RunPod Serverless is a managed inference / function service. Customers deploy a model or a function; RunPod runs it on demand with sub-minute cold starts and per-request billing.

Use cases:

  • Inference APIs that need to scale to zero between requests.
  • Workloads where you don't want to keep a pod running 24/7.
  • Spiky traffic patterns where dedicated capacity would be wasteful.

This is the product that competes most directly with Together.AI / Fireworks / Modal / Replicate. The user experience is similar — deploy a function, get an HTTP endpoint, pay per call.

Serverless is also where RunPod's two-product synergy shows: the underlying compute can run on Community Cloud (cheap, variable) or Secure Cloud (reliable). Users mostly don't see the distinction; RunPod's orchestrator handles routing.

Persistent volumes

By default, pod local storage disappears when the pod is terminated. Persistent volumes (network-attached, persistent block storage) survive pod lifecycle and attach to subsequent pods.

Useful for:

  • Training datasets you want to reuse across runs.
  • Model weights that exceed reasonable image sizes.
  • Checkpoints that need to outlive a single pod.

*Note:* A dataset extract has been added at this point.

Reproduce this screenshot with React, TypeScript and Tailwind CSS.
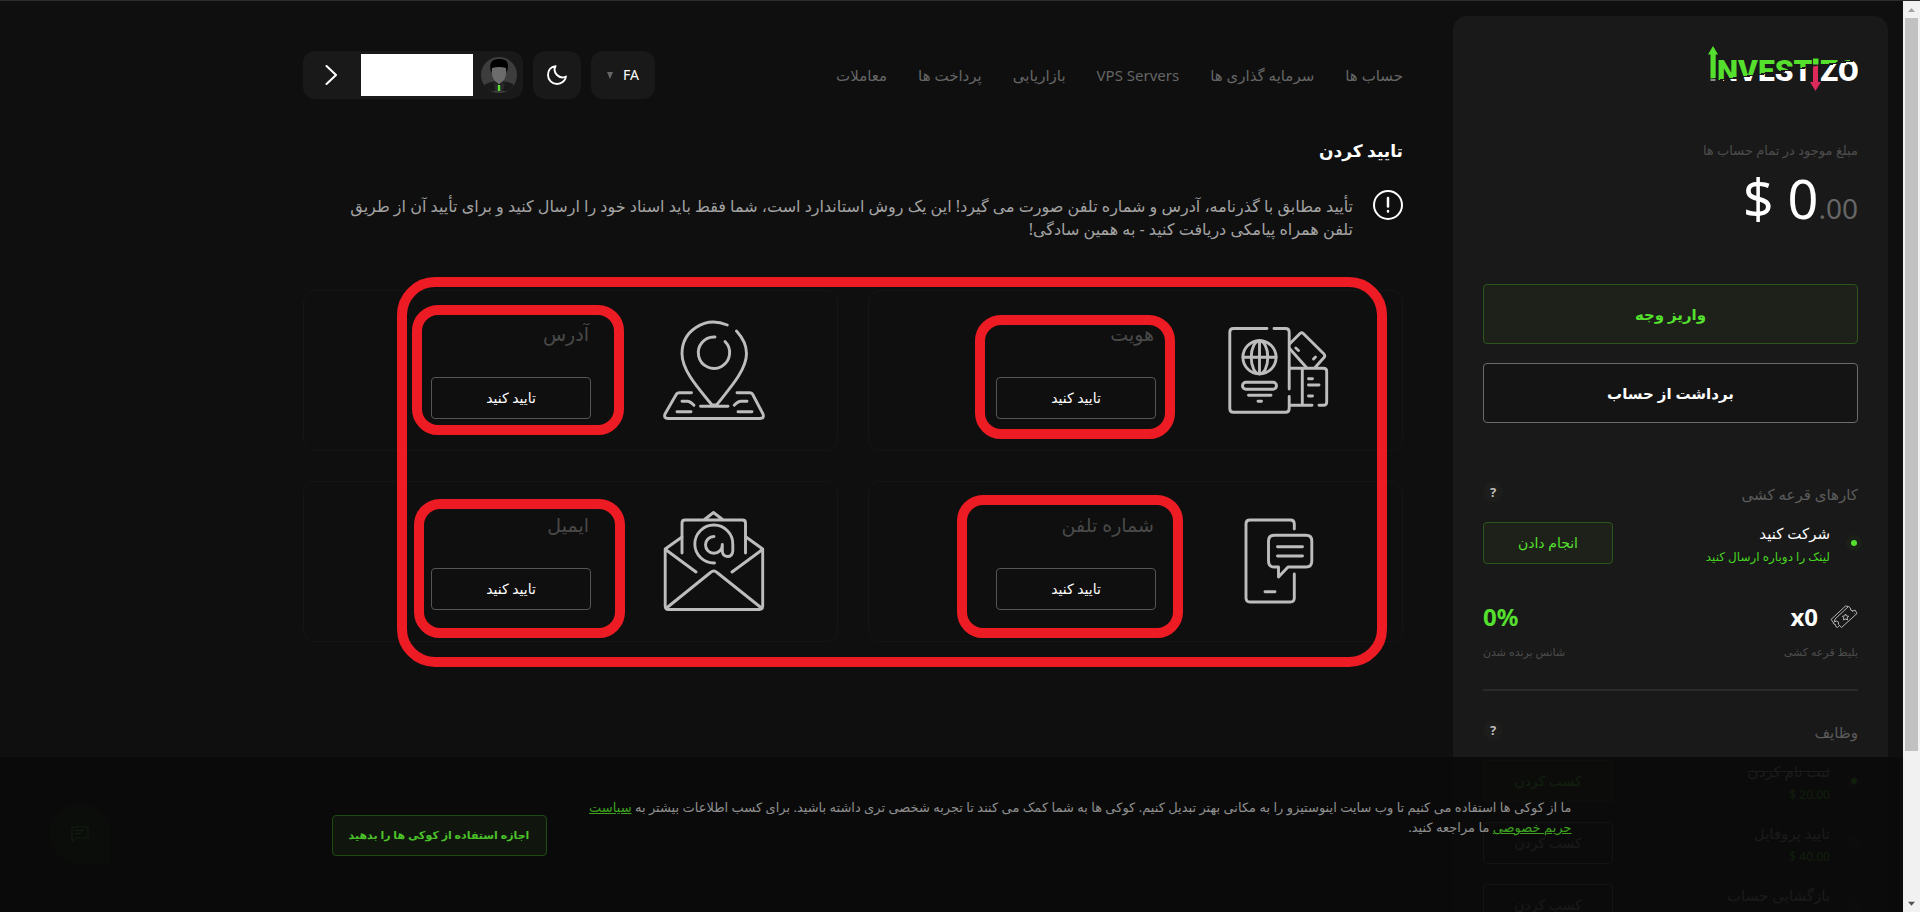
import type { ReactNode } from "react";

const navItems = ["حساب ها", "سرمایه گذاری ها", "VPS Servers", "بازاریابی", "پرداخت ها", "معاملات"];

const tasks = [
  { title: "ثبت نام کردن", reward: "$ 20.00", done: true },
  { title: "تایید پروفایل", reward: "$ 40.00", done: false },
  { title: "بازگشایی حساب", reward: "$ 20.00", done: false },
];

function Logo() {
  return (
    <svg width="150" height="46" viewBox="0 0 150 46" direction="ltr" role="img" aria-label="Investizo">
      <defs>
        <linearGradient id="logo-split" gradientUnits="userSpaceOnUse" x1="70" y1="24" x2="73.500" y2="48">
          <stop offset="0" stopColor="#55e02e" />
          <stop offset="0.040" stopColor="#55e02e" />
          <stop offset="0.040" stopColor="#191919" />
          <stop offset="0.100" stopColor="#191919" />
          <stop offset="0.100" stopColor="#fff" />
          <stop offset="1" stopColor="#fff" />
        </linearGradient>
      </defs>
      <g fontFamily="Roboto, sans-serif" fontWeight="900" fontSize="30" fill="url(#logo-split)">
        <text x="9" y="34.500">NVEST</text>
        <text x="112" y="34.500">ZO</text>
      </g>
      <path d="M105 12.500h5.500v6H105z" fill="#55e02e" />
      <path d="M2.500 33.500h5v1h-5z" fill="#fff" />
      <path d="M5 0L10 8.500H7.700V32L2.500 32.500V8.500H0Z" fill="#55e02e" />
      <path d="M105 20.500L110 19.500V36H113L107.500 45L102 36H105Z" fill="#dc2a5b" />
    </svg>
  );
}

function LineIcon({ children }: { children: ReactNode }) {
  return (
    <svg
      width="102"
      height="101"
      viewBox="0 0 102 101"
      fill="none"
      stroke="#bdbdbd"
      strokeWidth="2.900"
      strokeLinecap="round"
      strokeLinejoin="round"
      aria-hidden="true"
    >
      {children}
    </svg>
  );
}

function PassportIcon() {
  return (
    <LineIcon>
      <path d="M39 8.500H5.500Q1.800 8.500 1.800 12.200V88.500Q1.800 92.300 5.500 92.300H57.500Q61.200 92.300 61.200 88.500V76.500M61.200 69V12.200Q61.200 8.500 57.500 8.500H46" />
      <circle cx="31.500" cy="37.300" r="16.600" />
      <ellipse cx="31.500" cy="37.300" rx="8.300" ry="16.600" />
      <path d="M31.500 20.700V54M15 37.300H48" />
      <rect x="14.500" y="62.300" width="34" height="7" rx="3.500" />
      <path d="M20.500 75.200H43M30 81.200H33.500" />
      <path d="M62 23.500L72 13.500Q73.700 12 75.300 13.500L96 34Q97.500 36 96 37.500L87.500 47M62 29L78 47" />
      <path d="M67.800 28L70.500 30.500M85.500 39L87.500 37" />
      <path d="M62 48.300H95.500Q98.700 48.300 98.700 51.500V82Q98.700 85.300 95.500 85.300H91M84 85.300H62M74.300 48.300V85.300M80.500 58.700H84.500M80.500 65H91M80.500 76H84.500" />
    </LineIcon>
  );
}

function PinIcon() {
  return (
    <LineIcon>
      <path d="M64.300 5C41 -4.500 19 11.500 19 33.500C19 51 36 69 49 85H53.500C67 68 83.500 50 83.500 33.500C83.500 24 79 17 73.500 11" />
      <path d="M52 17A15.700 15.700 0 1 0 62 21.500" />
      <path d="M37.500 86.300H65M28.500 72.700H16.500Q14 72.700 12.900 75L2 94Q0.500 98.500 5 98.500H97Q101.500 98.500 100 94L90 75Q89 72.700 86.500 72.700H74" />
      <path d="M19 81.300H24.500Q27 81.300 31 85.300M71.200 85.300Q75 81.300 78 81.300H84M14 91.700H28M75 91.700H89" />
    </LineIcon>
  );
}

function PhoneIcon() {
  return (
    <LineIcon>
      <path d="M66.300 18V13Q66.300 9 62.300 9H22Q18 9 18 13V87Q18 91 22 91H62.300Q66.300 91 66.300 87V63" />
      <path d="M46.500 24.300H78Q83.800 24.300 83.800 30V50Q83.800 56 78 56H60L50.500 66V56H46.500Q40.500 56 40.500 50V30Q40.500 24.300 46.500 24.300Z" />
      <path d="M49.500 35.700H74.500M49.500 45H74.500M37 80.700H47" />
    </LineIcon>
  );
}

function MailIcon() {
  return (
    <LineIcon>
      <path d="M19 42V12Q19 9 22 9H79.500Q82.500 9 82.500 12V42M41.500 8.500L50.500 1.500L59.500 8.500" />
      <path d="M19 26L2.200 38V95Q2.200 98.500 5.500 98.500H96.500Q99.700 98.500 99.700 95V38L83 26" />
      <path d="M2.500 38.500L33 61M99.500 38.500L69 61M3.500 97L47.500 61.500Q50.800 58.500 54 61.500L98.500 97" />
      <path d="M51.500 52A19 19 0 1 1 69.800 33.500V40Q69.300 45.500 64.500 45.500Q59.500 45 59.300 40V33.500M51 25.500A8.400 8.400 0 1 0 59.300 34" />
    </LineIcon>
  );
}

function TicketIcon() {
  return (
    <svg width="28" height="24" viewBox="0 0 28 24" fill="none" stroke="#b5b5b5" strokeLinejoin="round" aria-hidden="true">
      <path d="M18.500 1.500L20.500 3Q20 6 23 6L25 5L27 8.500L11.500 22.500L8.500 19.500Q9.500 16.500 6.500 16L4.500 17L5 14Z" />
      <path d="M18.500 1.500L15.500 1L1 14.500L3 17Q3 19.500 5.500 19.500Q5 22 7.500 22.500L9 21" />
      <path d="M15.500 9L16.500 11L18.700 11.300L17.200 12.900L17.500 15L15.500 14L13.500 15L13.800 12.900L12.300 11.300L14.500 11Z" />
      <path d="M20.500 4.500L24.500 8.500" strokeDasharray="1 1.500" />
    </svg>
  );
}

function Avatar() {
  return (
    <svg width="36" height="36" viewBox="0 0 36 36" aria-hidden="true">
      <defs>
        <clipPath id="avatar-round">
          <circle cx="18" cy="18" r="18" />
        </clipPath>
      </defs>
      <g clipPath="url(#avatar-round)">
        <path d="M0 0h36v36H0z" fill="#3d3d3d" />
        <path d="M3 28Q8 25 12.500 24.500H24Q29 25 33 28V34H3Z" fill="#1a1a1a" />
        <path d="M12.500 24.500L18 29L24 24.500L22 34H14Z" fill="#292929" />
        <path d="M16.800 28h2.400v6h-2.400z" fill="#55e02e" />
        <path d="M9.500 13Q7.500 2 18 2Q29 1.500 26.500 13L25 16H11Z" fill="#000" />
        <path d="M11 11Q18 9 25 11Q26 20 22 24L18 27.500L14 24Q10 20 11 11Z" fill="#6c6c6c" />
      </g>
    </svg>
  );
}

function HelpButton() {
  return (
    <button type="button" className="h-5 w-5 rounded-full bg-[#1d1e1b] text-[13px] leading-5 font-bold text-[#bdbdbd]">
      ?
    </button>
  );
}

function Dot({ active }: { active?: boolean }) {
  return (
    <span className="-ms-1 flex h-4 w-4 items-center justify-center rounded-full bg-[#1b2119]">
      {active && <span className="h-1.5 w-1.5 rounded-full bg-[#55e02e]" />}
    </span>
  );
}

function Sidebar() {
  return (
    <aside className="mt-[15px] w-[435px] shrink-0 rounded-t-[14px] bg-[#191919] p-[30px]">
      <a href="#" className="block w-fit">
        <Logo />
      </a>
      <p className="mt-12 text-[13px] leading-5 text-[#4d4d4d]">مبلغ موجود در تمام حساب ها</p>
      <p dir="ltr" className="mt-2 text-right text-[54px] leading-[60px] text-white">
        $ 0<span className="text-[28px] leading-none text-[#666]">.00</span>
      </p>
      <div className="mt-14 flex flex-col gap-[19px]">
        <button type="button" className="h-[60px] rounded border border-[#2b571c] bg-[#1e211a] text-[15px] font-semibold text-[#55e02e]">
          واریز وجه
        </button>
        <button type="button" className="h-[60px] rounded border border-[#6b6b6b] bg-[#141414] text-[15px] font-semibold text-white">
          برداشت از حساب
        </button>
      </div>

      <div className="mt-[59px] flex h-[30px] items-start justify-between">
        <h2 className="text-[15px] leading-6 text-[#5c5c5c]">کارهای قرعه کشی</h2>
        <HelpButton />
      </div>
      <div className="mt-[10px] flex h-[42px] items-center">
        <Dot active />
        <div className="ms-4 flex-1 pt-1">
          <p className="text-[15px] leading-6 text-white">شرکت کنید</p>
          <a href="#" className="block text-xs leading-6 text-[#46d420]">لینک را دوباره ارسال کنید</a>
        </div>
        <button type="button" className="h-[42px] w-[130px] rounded border border-[#2b571c] bg-[#1e211a] text-sm text-[#55e02e]">
          انجام دادن
        </button>
      </div>

      <div className="mt-[38px] flex justify-between border-b-2 border-[#2a2a2a] pb-[27px]">
        <div>
          <p className="flex h-[30px] items-center gap-3 text-2xl font-bold text-white">
            <TicketIcon />
            <span dir="ltr">x0</span>
          </p>
          <p className="mt-[10px] text-[11px] leading-5 text-[#4d4d4d]">بلیط قرعه کشی</p>
        </div>
        <div className="text-end">
          <p dir="ltr" className="h-[30px] text-left text-2xl leading-[30px] font-bold text-[#55e02e]">0%</p>
          <p className="mt-[10px] text-[11px] leading-5 text-[#4d4d4d]">شانس برنده شدن</p>
        </div>
      </div>

      <div className="mt-[29px] flex h-[30px] items-start justify-between">
        <h2 className="text-[15px] leading-6 text-[#5c5c5c]">وظایف</h2>
        <HelpButton />
      </div>
      <ul className="mt-[10px] flex flex-col gap-5">
        {tasks.map((task) => (
          <li key={task.title} className="flex h-[42px] items-center">
            <Dot active={task.done} />
            <div className="ms-4 flex-1 pt-1">
              <p className={task.done ? "text-[15px] leading-6 text-[#aaa] line-through" : "text-[15px] leading-6 text-[#aaa]"}>
                {task.title}
              </p>
              <p dir="ltr" className="text-right text-xs leading-6 text-[#46d420]">{task.reward}</p>
            </div>
            <button
              type="button"
              className={
                task.done
                  ? "h-[42px] w-[130px] rounded border border-[#2b571c] bg-[#1e211a] text-sm text-[#55e02e]"
                  : "h-[42px] w-[130px] rounded border border-[#6b6b6b] bg-[#141414] text-sm text-[#aaa]"
              }
            >
              کسب کردن
            </button>
          </li>
        ))}
      </ul>
    </aside>
  );
}

function Header() {
  return (
    <header className="flex items-start justify-between">
      <nav className="flex gap-[31px] pt-3 text-[15px] leading-6">
        {navItems.map((item) => (
          <a key={item} href="#" className="text-[#666]">
            {item}
          </a>
        ))}
      </nav>
      <div className="flex gap-[10px]">
        <button type="button" className="flex h-12 w-16 items-center justify-center gap-[10px] rounded-xl bg-[#191919] text-sm text-white">
          FA
          <svg width="6" height="7" viewBox="0 0 6 7" fill="#666" aria-hidden="true">
            <path d="M0 0H6L3 7Z" />
          </svg>
        </button>
        <button type="button" aria-label="Dark mode" className="flex h-12 w-12 items-center justify-center rounded-xl bg-[#191919]">
          <svg width="20" height="20" viewBox="0 0 20 20" fill="none" stroke="#fff" strokeWidth="1.900" strokeLinejoin="round" aria-hidden="true">
            <path d="M8.500 1.200C3.500 1.700 1 5.500 1 10C1 15 5 19 10 19C14.500 19 18.500 15.500 19 11.500C16 13 12.500 12.500 10 10C7.500 7.500 7 4 8.500 1.200Z" />
          </svg>
        </button>
        <button type="button" aria-label="Account" className="flex h-12 w-[220px] items-center rounded-xl bg-[#191919] ps-[6px]">
          <Avatar />
          <span className="ms-2 h-[42px] w-28 bg-white" />
          <svg className="ms-6" width="12" height="20" viewBox="0 0 12 20" fill="none" stroke="#fff" strokeWidth="2" strokeLinecap="round" aria-hidden="true">
            <path d="M1.500 1L11 10L1.500 19" />
          </svg>
        </button>
      </div>
    </header>
  );
}

function VerifyCard({ title, icon, mark }: { title: string; icon: ReactNode; mark: string }) {
  return (
    <section className="relative flex h-[161px] rounded-xl border border-[#151515]">
      <div className="flex w-[246px] justify-center pt-[29px]">{icon}</div>
      <div className="pt-[29px]">
        <h3 className="ps-0.5 text-[19px] leading-7 text-[#4a4a4a]">{title}</h3>
        <button type="button" className="mt-[29px] h-[42px] w-40 rounded border border-[#555] text-sm text-white">
          تایید کنید
        </button>
      </div>
      <span className={`pointer-events-none absolute rounded-[26px] border-[10px] border-[#ed1c24] ${mark}`} />
    </section>
  );
}

function CookieBar() {
  return (
    <div className="absolute inset-x-0 bottom-0 flex h-[155px] justify-center bg-[#0a0a0a]/90">
      <div className="flex w-full max-w-[1240px] items-start justify-between">
        <p className="mt-10 w-[990px] text-[13px] leading-5 text-[#8f8f8f]">
          ما از کوکی ها استفاده می کنیم تا وب سایت اینوستیزو را به مکانی بهتر تبدیل کنیم. کوکی ها به شما کمک می کنند تا تجربه شخصی تری داشته باشید. برای کسب اطلاعات بیشتر به{" "}
          <a href="#" className="text-[#3da31f] underline">سیاست حریم خصوصی</a> ما مراجعه کنید.
        </p>
        <button type="button" className="mt-[58px] h-[41px] w-[215px] rounded border border-[#1f4a13] bg-[#10160d] text-[11px] font-semibold text-[#4cc22a]">
          اجازه استفاده از کوکی ها را بدهید
        </button>
      </div>
    </div>
  );
}

function Scrollbar() {
  return (
    <div className="flex w-[17px] flex-col items-center justify-between bg-[#f1f1f1]" aria-hidden="true">
      <div className="flex h-full flex-col items-center">
        <svg width="17" height="17" viewBox="0 0 17 17" fill="#a3a3a3">
          <path d="M5 11L8.500 7L12 11Z" />
        </svg>
        <div className="h-[82%] w-[13px] bg-[#c1c1c1]" />
      </div>
      <svg width="17" height="17" viewBox="0 0 17 17" fill="#505050">
        <path d="M5 7L8.500 11L12 7Z" />
      </svg>
    </div>
  );
}

export default function App() {
  return (
    <div className="flex h-screen overflow-hidden border-t border-[#2c2c2c] bg-[#0f0f0f] font-['Noto_Sans','DejaVu_Sans',sans-serif]">
      <div className="relative flex-1 overflow-hidden">
        <div dir="rtl" className="flex ps-[15px]">
          <Sidebar />
          <main className="ms-[50px] w-full max-w-[1100px] pt-[50px]">
            <Header />
            <h1 className="mt-9 text-[17px] leading-8 font-semibold text-white">تایید کردن</h1>
            <div className="mt-[23px] flex gap-5">
              <svg width="30" height="30" viewBox="0 0 30 30" fill="none" stroke="#fff" strokeWidth="2" strokeLinecap="round" className="shrink-0" aria-hidden="true">
                <circle cx="15" cy="15" r="14" />
                <path d="M15 8V16.500M15 21V21.500" strokeWidth="2.500" />
              </svg>
              <p className="max-w-[1025px] pt-[5px] text-base leading-[23px] text-[#a3a3a3]">
                تأیید مطابق با گذرنامه، آدرس و شماره تلفن صورت می گیرد! این یک روش استاندارد است، شما فقط باید اسناد خود را ارسال کنید و برای تأیید آن از طریق تلفن همراه پیامکی دریافت کنید - به همین سادگی!
              </p>
            </div>
            <div className="relative mt-[49px] grid grid-cols-2 gap-[30px]">
              <VerifyCard title="هویت" icon={<PassportIcon />} mark="top-6 left-[106px] h-[124px] w-[200px]" />
              <VerifyCard title="آدرس" icon={<PinIcon />} mark="top-[14px] left-[108px] h-[130px] w-[212px]" />
              <VerifyCard title="شماره تلفن" icon={<PhoneIcon />} mark="top-[13px] left-[88px] h-[143px] w-[226px]" />
              <VerifyCard title="ایمیل" icon={<MailIcon />} mark="top-[17px] left-[110px] h-[139px] w-[211px]" />
              <span className="pointer-events-none absolute -top-[13px] -bottom-[25px] left-[94px] right-4 rounded-[38px] border-[10px] border-[#ed1c24]" />
            </div>
          </main>
        </div>
        <button type="button" aria-label="Chat" className="absolute bottom-12 left-[50px] flex h-[60px] w-[60px] items-center justify-center rounded-full rounded-br-none bg-[#1a3013]">
          <svg width="18" height="16" viewBox="0 0 18 16" fill="none" stroke="#55e02e" strokeLinejoin="round" aria-hidden="true">
            <path d="M1 15.500V2Q1 1 2 1H16Q17 1 17 2V11Q17 12 16 12H5L1 15.500ZM4 4.500H13M4 7.500H10" />
          </svg>
        </button>
        <div dir="rtl">
          <CookieBar />
        </div>
      </div>
      <Scrollbar />
    </div>
  );
}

The pricing is separate from compute — typically a few cents per GB per month. The performance is network-attached storage, not local NVMe, so for performance-critical I/O you want to copy data to local storage at job start.

Templates

Pre-built container images for common workloads:

  • PyTorch + Jupyter for general ML.
  • Stable Diffusion variants (Automatic1111, ComfyUI, etc.) for image generation.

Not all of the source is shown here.